§ The data:
□ □ □ □ □
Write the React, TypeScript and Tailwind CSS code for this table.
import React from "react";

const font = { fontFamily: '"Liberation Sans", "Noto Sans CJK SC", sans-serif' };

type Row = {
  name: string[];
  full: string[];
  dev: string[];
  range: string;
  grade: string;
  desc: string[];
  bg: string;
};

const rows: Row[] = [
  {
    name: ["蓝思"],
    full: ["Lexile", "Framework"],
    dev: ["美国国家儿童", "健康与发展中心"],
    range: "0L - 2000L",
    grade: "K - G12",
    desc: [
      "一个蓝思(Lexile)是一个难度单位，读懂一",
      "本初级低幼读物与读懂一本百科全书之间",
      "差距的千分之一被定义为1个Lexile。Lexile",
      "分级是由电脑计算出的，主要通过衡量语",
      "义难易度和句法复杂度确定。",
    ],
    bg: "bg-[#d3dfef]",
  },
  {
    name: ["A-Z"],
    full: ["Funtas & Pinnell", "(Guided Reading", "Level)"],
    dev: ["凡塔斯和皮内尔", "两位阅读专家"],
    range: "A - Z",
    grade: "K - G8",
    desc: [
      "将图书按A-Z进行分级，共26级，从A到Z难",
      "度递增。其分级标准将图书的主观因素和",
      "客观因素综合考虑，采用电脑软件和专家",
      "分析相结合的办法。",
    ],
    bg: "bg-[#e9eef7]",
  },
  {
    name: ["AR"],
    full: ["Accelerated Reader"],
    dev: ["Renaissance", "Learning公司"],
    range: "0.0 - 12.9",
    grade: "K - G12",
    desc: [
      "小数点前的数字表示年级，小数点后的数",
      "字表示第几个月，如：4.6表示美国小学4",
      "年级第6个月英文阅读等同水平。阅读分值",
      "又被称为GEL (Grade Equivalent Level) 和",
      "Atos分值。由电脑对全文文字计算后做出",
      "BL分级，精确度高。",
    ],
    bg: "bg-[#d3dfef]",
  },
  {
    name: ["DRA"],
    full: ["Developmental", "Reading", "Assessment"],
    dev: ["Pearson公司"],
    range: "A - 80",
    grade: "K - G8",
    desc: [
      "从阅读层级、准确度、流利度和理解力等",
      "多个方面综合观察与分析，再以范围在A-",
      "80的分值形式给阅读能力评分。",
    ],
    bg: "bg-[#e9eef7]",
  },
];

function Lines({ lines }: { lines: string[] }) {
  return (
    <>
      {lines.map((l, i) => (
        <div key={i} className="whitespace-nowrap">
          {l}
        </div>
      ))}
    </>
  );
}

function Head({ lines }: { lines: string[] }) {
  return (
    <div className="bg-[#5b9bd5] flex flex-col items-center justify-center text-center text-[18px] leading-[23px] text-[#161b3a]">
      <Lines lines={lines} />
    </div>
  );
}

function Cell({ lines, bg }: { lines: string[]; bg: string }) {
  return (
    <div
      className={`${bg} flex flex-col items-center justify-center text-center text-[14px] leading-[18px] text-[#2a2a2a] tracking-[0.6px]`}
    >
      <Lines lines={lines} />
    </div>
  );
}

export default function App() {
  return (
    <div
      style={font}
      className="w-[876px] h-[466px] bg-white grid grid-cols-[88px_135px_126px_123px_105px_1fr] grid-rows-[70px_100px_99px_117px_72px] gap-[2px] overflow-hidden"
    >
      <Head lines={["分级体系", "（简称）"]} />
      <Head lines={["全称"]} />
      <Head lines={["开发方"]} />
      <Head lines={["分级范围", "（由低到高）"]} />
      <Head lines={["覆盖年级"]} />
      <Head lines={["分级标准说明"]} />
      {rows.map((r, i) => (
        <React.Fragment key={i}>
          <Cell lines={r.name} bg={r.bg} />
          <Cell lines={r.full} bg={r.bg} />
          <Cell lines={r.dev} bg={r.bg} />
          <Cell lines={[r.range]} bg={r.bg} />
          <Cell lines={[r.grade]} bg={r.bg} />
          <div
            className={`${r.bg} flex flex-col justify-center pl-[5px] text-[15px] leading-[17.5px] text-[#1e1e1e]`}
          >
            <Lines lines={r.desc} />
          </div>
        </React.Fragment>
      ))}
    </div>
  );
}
□ □ □ □ □
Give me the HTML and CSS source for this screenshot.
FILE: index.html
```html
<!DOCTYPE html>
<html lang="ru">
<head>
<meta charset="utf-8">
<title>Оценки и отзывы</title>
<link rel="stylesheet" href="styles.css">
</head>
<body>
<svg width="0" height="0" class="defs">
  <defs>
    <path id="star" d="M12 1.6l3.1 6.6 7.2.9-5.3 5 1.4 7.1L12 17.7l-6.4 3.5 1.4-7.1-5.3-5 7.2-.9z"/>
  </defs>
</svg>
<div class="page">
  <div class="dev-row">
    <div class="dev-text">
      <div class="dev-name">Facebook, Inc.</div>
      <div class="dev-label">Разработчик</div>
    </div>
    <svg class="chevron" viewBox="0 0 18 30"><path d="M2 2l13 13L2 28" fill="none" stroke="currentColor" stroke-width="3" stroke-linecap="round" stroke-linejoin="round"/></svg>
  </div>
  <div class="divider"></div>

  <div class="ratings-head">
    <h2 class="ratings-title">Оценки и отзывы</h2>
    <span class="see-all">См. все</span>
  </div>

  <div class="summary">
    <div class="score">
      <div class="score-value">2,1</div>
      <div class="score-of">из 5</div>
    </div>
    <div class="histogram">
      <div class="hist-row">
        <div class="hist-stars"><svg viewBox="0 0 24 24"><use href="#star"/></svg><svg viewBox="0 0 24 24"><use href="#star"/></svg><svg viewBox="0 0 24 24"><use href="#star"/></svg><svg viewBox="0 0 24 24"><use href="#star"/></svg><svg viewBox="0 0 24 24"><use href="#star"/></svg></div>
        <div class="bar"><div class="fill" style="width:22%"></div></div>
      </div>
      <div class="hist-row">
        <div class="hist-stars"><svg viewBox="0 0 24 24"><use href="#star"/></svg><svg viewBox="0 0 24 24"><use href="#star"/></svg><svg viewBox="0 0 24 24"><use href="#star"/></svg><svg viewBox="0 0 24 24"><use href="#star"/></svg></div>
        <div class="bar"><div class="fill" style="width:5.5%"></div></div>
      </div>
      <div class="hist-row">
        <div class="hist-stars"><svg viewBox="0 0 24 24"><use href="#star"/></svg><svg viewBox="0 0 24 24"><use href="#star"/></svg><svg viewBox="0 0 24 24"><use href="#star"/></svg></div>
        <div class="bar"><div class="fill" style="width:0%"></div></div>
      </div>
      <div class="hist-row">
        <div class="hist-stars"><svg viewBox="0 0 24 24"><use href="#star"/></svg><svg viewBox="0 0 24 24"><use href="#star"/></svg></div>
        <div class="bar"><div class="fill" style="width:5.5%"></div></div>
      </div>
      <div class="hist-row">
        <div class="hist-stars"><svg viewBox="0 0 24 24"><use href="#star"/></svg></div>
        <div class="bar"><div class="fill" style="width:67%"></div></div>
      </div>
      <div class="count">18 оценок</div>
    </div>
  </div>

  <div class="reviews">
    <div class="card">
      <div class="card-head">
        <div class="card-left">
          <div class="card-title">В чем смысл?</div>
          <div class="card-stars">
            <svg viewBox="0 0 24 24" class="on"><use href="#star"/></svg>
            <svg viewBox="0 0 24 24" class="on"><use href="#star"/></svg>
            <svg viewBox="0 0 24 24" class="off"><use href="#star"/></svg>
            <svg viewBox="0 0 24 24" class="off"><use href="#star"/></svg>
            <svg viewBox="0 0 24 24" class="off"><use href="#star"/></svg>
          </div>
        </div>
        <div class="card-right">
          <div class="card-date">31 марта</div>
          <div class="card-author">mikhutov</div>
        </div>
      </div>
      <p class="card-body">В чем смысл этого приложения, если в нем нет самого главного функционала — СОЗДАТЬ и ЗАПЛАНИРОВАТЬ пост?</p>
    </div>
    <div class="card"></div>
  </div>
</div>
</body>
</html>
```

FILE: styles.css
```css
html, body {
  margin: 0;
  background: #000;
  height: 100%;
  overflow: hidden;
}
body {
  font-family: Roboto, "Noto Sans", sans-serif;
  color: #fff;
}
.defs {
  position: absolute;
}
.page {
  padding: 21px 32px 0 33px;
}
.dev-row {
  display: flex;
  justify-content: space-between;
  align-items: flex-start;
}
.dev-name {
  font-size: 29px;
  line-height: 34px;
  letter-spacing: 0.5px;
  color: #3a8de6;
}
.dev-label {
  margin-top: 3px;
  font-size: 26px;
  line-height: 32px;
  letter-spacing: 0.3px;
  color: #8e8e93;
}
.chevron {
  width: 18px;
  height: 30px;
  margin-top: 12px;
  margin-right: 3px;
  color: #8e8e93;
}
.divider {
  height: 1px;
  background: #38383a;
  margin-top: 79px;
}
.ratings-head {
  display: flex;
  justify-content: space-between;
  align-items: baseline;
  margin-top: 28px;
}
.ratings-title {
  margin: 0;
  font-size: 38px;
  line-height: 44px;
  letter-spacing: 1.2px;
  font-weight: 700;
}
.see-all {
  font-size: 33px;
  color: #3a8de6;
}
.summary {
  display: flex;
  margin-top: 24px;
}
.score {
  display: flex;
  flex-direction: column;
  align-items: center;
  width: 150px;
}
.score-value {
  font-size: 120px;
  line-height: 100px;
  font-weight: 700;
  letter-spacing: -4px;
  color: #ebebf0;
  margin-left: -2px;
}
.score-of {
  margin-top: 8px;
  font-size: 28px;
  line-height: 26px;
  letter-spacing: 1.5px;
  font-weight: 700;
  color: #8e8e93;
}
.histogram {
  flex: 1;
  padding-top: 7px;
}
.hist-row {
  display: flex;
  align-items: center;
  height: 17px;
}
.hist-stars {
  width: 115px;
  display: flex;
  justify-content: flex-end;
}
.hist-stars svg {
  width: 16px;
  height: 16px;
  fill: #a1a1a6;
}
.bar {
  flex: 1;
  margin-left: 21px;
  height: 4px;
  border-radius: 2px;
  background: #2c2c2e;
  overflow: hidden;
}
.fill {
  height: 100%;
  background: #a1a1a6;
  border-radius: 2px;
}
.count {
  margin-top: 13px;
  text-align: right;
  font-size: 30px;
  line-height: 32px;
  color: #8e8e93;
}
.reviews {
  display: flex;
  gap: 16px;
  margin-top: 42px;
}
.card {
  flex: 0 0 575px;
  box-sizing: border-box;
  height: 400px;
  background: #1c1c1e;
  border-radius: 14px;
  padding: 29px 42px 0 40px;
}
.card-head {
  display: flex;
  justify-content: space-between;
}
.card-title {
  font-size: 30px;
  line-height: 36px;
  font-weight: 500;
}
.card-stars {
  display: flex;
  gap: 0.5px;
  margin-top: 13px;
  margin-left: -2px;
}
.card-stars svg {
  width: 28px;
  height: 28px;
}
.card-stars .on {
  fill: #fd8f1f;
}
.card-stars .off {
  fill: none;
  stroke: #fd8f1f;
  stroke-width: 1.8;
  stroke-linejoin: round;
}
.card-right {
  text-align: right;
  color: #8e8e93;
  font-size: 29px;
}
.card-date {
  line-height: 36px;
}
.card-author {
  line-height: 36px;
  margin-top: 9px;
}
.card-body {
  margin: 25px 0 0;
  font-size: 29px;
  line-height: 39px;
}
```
□ □ □ □ □
§ Goal:
Within the data above, pick out all lines holding the word "React".

§ The result:
Write the React, TypeScript and Tailwind CSS code for this table.
import React from "react";
        <React.Fragment key={i}>
        </React.Fragment>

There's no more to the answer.